:: Task to carry out ::
Write out each line that follows exactly as it stands, without the pictures.

:: Collected data ::

◇ ◇ ◇ ◇ ◇ ◇ ◇

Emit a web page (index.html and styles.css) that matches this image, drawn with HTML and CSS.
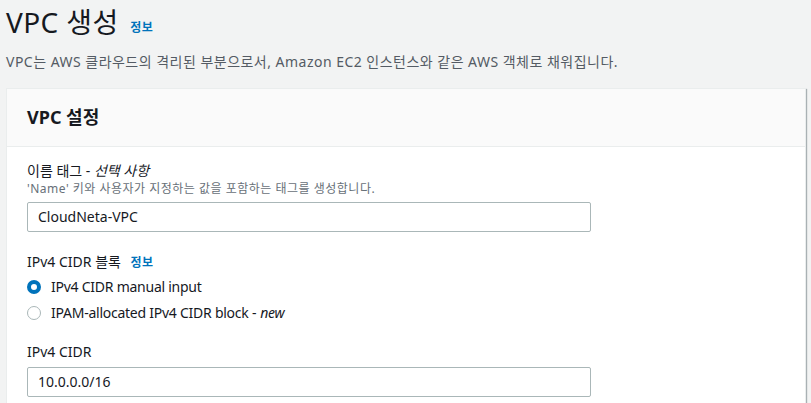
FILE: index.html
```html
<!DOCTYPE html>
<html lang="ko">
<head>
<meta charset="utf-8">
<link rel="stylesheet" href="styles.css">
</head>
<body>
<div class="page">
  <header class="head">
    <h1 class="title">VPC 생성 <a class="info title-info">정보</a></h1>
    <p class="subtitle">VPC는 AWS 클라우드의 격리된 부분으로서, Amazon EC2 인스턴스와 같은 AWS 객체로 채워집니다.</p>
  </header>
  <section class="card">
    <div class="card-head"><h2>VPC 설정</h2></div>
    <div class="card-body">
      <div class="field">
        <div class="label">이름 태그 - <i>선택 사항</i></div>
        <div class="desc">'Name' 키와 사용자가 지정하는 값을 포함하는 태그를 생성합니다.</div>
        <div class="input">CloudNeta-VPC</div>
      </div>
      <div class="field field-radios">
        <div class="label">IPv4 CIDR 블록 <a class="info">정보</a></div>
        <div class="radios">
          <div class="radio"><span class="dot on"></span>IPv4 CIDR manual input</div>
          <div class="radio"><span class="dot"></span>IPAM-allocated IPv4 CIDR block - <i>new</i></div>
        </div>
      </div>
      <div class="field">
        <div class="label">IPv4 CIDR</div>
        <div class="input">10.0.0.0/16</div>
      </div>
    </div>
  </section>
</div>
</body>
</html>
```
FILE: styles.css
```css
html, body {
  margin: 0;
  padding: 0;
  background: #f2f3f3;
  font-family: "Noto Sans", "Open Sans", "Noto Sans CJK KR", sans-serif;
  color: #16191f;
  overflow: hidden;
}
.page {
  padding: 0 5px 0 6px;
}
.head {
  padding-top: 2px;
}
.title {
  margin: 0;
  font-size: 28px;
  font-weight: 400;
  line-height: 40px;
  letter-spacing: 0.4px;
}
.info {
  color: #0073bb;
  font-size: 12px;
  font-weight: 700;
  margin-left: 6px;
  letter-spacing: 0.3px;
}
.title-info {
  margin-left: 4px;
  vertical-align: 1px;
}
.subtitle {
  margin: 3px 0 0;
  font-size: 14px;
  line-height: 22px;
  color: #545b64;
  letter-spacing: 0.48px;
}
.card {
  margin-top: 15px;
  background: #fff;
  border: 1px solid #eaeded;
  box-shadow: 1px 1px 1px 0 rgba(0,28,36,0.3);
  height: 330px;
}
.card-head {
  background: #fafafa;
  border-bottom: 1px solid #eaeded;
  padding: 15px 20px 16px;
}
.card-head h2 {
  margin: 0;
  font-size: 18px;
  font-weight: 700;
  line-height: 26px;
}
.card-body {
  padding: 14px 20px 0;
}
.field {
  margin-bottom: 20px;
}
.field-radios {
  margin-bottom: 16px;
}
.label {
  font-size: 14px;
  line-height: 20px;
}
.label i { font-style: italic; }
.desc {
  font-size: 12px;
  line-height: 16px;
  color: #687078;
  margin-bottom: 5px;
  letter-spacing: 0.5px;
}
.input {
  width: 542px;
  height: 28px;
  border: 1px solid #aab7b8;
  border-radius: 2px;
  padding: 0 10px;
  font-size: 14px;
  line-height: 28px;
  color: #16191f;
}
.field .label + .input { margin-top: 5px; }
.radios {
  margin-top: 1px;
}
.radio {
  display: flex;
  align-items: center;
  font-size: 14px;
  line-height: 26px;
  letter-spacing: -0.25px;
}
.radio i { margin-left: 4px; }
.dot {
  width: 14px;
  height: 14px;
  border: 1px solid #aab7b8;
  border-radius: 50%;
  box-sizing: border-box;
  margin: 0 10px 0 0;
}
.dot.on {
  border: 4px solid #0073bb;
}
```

◇ ◇ ◇ ◇ ◇ ◇ ◇

:: Correct result ::
Emit a web page (index.html and styles.css) that matches this image, drawn with HTML and CSS.
FILE: index.html
```html
<!DOCTYPE html>
<html lang="ko">
<head>
<meta charset="utf-8">
<link rel="stylesheet" href="styles.css">
</head>
<body>
<div class="page">
  <header class="head">
    <h1 class="title">VPC 생성 <a class="info title-info">정보</a></h1>
    <p class="subtitle">VPC는 AWS 클라우드의 격리된 부분으로서, Amazon EC2 인스턴스와 같은 AWS 객체로 채워집니다.</p>
  </header>
  <section class="card">
    <div class="card-head"><h2>VPC 설정</h2></div>
    <div class="card-body">
      <div class="field">
        <div class="label">이름 태그 - <i>선택 사항</i></div>
        <div class="desc">'Name' 키와 사용자가 지정하는 값을 포함하는 태그를 생성합니다.</div>
        <div class="input">CloudNeta-VPC</div>
      </div>
      <div class="field field-radios">
        <div class="label">IPv4 CIDR 블록 <a class="info">정보</a></div>
        <div class="radios">
          <div class="radio"><span class="dot on"></span>IPv4 CIDR manual input</div>
          <div class="radio"><span class="dot"></span>IPAM-allocated IPv4 CIDR block - <i>new</i></div>
        </div>
      </div>
      <div class="field">
        <div class="label">IPv4 CIDR</div>
        <div class="input">10.0.0.0/16</div>
      </div>
    </div>
  </section>
</div>
</body>
</html>
```
FILE: styles.css
```css
html, body {
  margin: 0;
  padding: 0;
  background: #f2f3f3;
  font-family: "Noto Sans", "Open Sans", "Noto Sans CJK KR", sans-serif;
  color: #16191f;
  overflow: hidden;
}
.page {
  padding: 0 5px 0 6px;
}
.head {
  padding-top: 2px;
}
.title {
  margin: 0;
  font-size: 28px;
  font-weight: 400;
  line-height: 40px;
  letter-spacing: 0.4px;
}
.info {
  color: #0073bb;
  font-size: 12px;
  font-weight: 700;
  margin-left: 6px;
  letter-spacing: 0.3px;
}
.title-info {
  margin-left: 4px;
  vertical-align: 1px;
}
.subtitle {
  margin: 3px 0 0;
  font-size: 14px;
  line-height: 22px;
  color: #545b64;
  letter-spacing: 0.48px;
}
.card {
  margin-top: 15px;
  background: #fff;
  border: 1px solid #eaeded;
  box-shadow: 1px 1px 1px 0 rgba(0,28,36,0.3);
  height: 330px;
}
.card-head {
  background: #fafafa;
  border-bottom: 1px solid #eaeded;
  padding: 15px 20px 16px;
}
.card-head h2 {
  margin: 0;
  font-size: 18px;
  font-weight: 700;
  line-height: 26px;
}
.card-body {
  padding: 14px 20px 0;
}
.field {
  margin-bottom: 20px;
}
.field-radios {
  margin-bottom: 16px;
}
.label {
  font-size: 14px;
  line-height: 20px;
}
.label i { font-style: italic; }
.desc {
  font-size: 12px;
  line-height: 16px;
  color: #687078;
  margin-bottom: 5px;
  letter-spacing: 0.5px;
}
.input {
  width: 542px;
  height: 28px;
  border: 1px solid #aab7b8;
  border-radius: 2px;
  padding: 0 10px;
  font-size: 14px;
  line-height: 28px;
  color: #16191f;
}
.field .label + .input { margin-top: 5px; }
.radios {
  margin-top: 1px;
}
.radio {
  display: flex;
  align-items: center;
  font-size: 14px;
  line-height: 26px;
  letter-spacing: -0.25px;
}
.radio i { margin-left: 4px; }
.dot {
  width: 14px;
  height: 14px;
  border: 1px solid #aab7b8;
  border-radius: 50%;
  box-sizing: border-box;
  margin: 0 10px 0 0;
}
.dot.on {
  border: 4px solid #0073bb;
}
```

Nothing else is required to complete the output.